Later I wanted to try out fuzzing for my Adaptive Radix Tree. Most fuzzers work with the notion of input data strings rather than sequences of API calls, which suggests not to bother with the fuzzer framework to avoid the need to write the string-to-API mapping code. Instead, do a random sequence of API calls from scratch like John Regehr does, which will catch (some? most of?) bugs, but will not help with reducing test cases nor will be coverage-driven.

Enter DeepState. A data structure fuzzer written in it will look about the same as John Regehr's one, so no hairy string-to-API conversions, and it will have an actual pluggable fuzzing framework (AFL, libfuzzer, etc.) underneath, with the option of a brute force fuzzer too. There is also a tool to reduce interesting test cases. It all sounded like a very good fit for data structure fuzzing and so I used DeepState to write an ART fuzzer, with brute-force fuzzing at first for simplicity.

I had thought ART was in a reasonably good shape. The implementation was small and not too hard to reason about. I had written ART code with test-driven approach, with close-to-100% test line coverage and reasonable branch coverage too. Sanitizers and Valgrind were silent. How bad could it be?

Turned out, two-nasty-crashing-bugs-bad [1], [2], with an extra non-crashing logic bug [3] on the top.

Unfortunately, DeepState was–and still is–not without its share of issues, thus I stopped at that point, and did not bundle DS as a dependency. I did run it on my laptop regularly though.

Recently I implemented Optimistic Lock Coupling ART that uses Quiescent State-Based Reclamator (QSBR) for managing memory and find myself struggling with intermittent QSBR crashes. I try to assert() and sanitize my way out of it, but make no progress. Then I get an idea to fuzz it. Now QSBR is inherently multithreaded and fuzzing strongly dislikes that because it's a major source of non-determinism. But my QSBR implementation is serialized by a big internal lock anyway, which is bad in general, but for fuzzing, there is a only a small number of possible thread switch points, and no two threads run in parallel inside QSBR. Thus a fuzzer can launch many threads, block them all, and wake a selected thread for a selected action one at a time. Excellent, let's code that. It is likely that such fuzzer will stop being useful if/when I remove the QSBR global mutex later, but hopefully it will have produced some test cases by then.

At the same time I try to switch to libfuzzer as the DeepState backend. I chose it over alternatives because it's a part of LLVM, avoiding one more external dependency. DeepState is not without some issues in this area too, however there are strong advantages over brute force fuzzing:

  • The test corpus can be persisted.
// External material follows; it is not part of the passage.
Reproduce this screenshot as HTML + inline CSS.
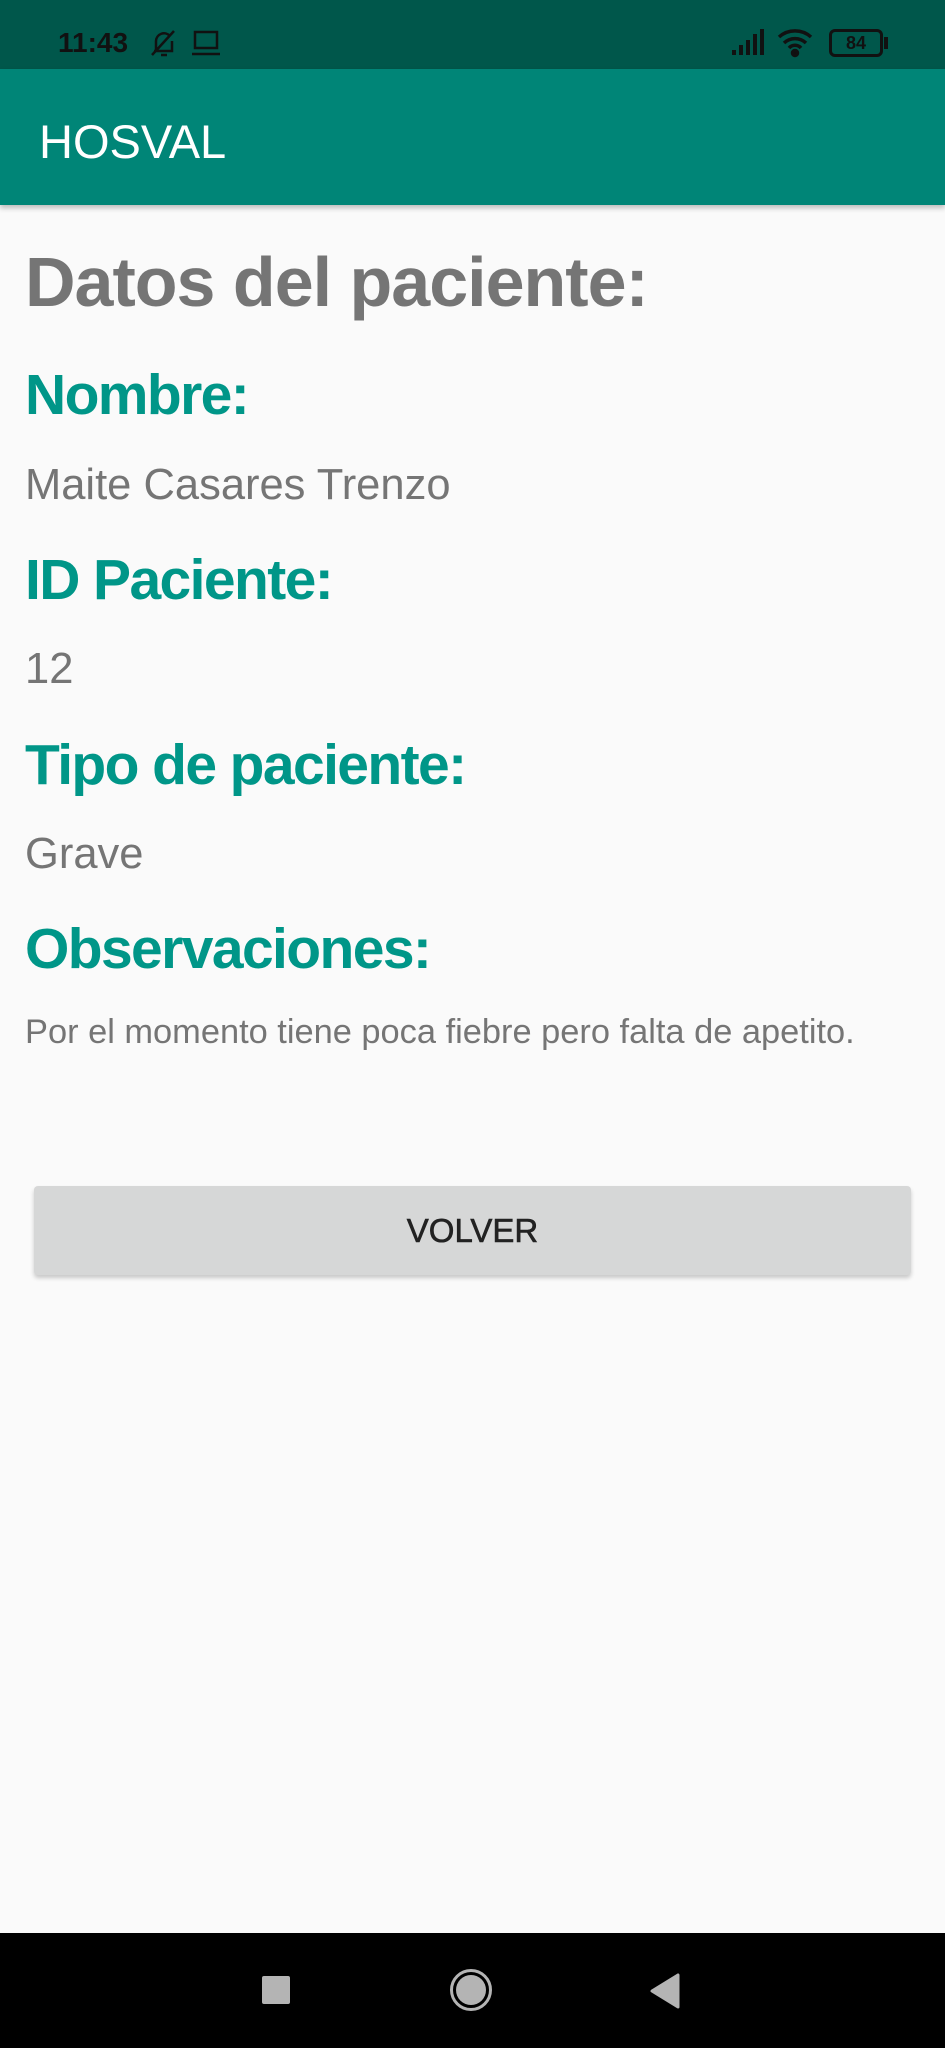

In brute force fuzzing it is randomly generated every time anew.
  • Fuzzing saturation can be inferred when it stops producing new paths through code for a while. With brute force fuzzing there is no insight to that.
  • Presumably it will go through new paths sooner than later because it's coverage-driven.
  • It can dump its coverage info, which can then be checked for suspicious omissions to improve the fuzzer.

With all that, and after a couple of iterations to improve the fuzzer, it found what I was looking for: a bug in QSBR, where the second-to-last thread quitting will cause premature deallocations. I had introduced the bug as a mistaken optimization and had been staring at that code for a long time without suspecting a thing.

Lessons learned:

  • If it's fuzzable, fuzz it, no matter how "bug-free" you think it is. It is not bug-free.
  • For fuzzing a data structure, I haven't found a better introduction than John Regehr's one. There is also a DeepState-specific one.
  • Start with the simplest fuzzer to catch the low hanging fruit first and to get the motivation to use more advanced ones.
  • Fuzzer is another client to the thing being fuzzed. While being developed, unnatural and broken things in API will be caught, leading to improvements there.
  • A fuzzer works when it actually checks and catches incorrect state. For that, assert the heck out of the internal state in the implementation, and external one in the fuzzer.
  • If there is, say, an API to dump some internal state–and where it is not practical to cross-check that the output is consistent–dump it anyway to a null sink for its internal asserts and for AddressSanitizer.
  • Dereference all the valid pointers even if you don't know their contents, again for AddressSanitizer.
  • If fuzzing a data structure, it's easy to have an oracle: an alternative implementation that mirrors all the operations and catches any differences.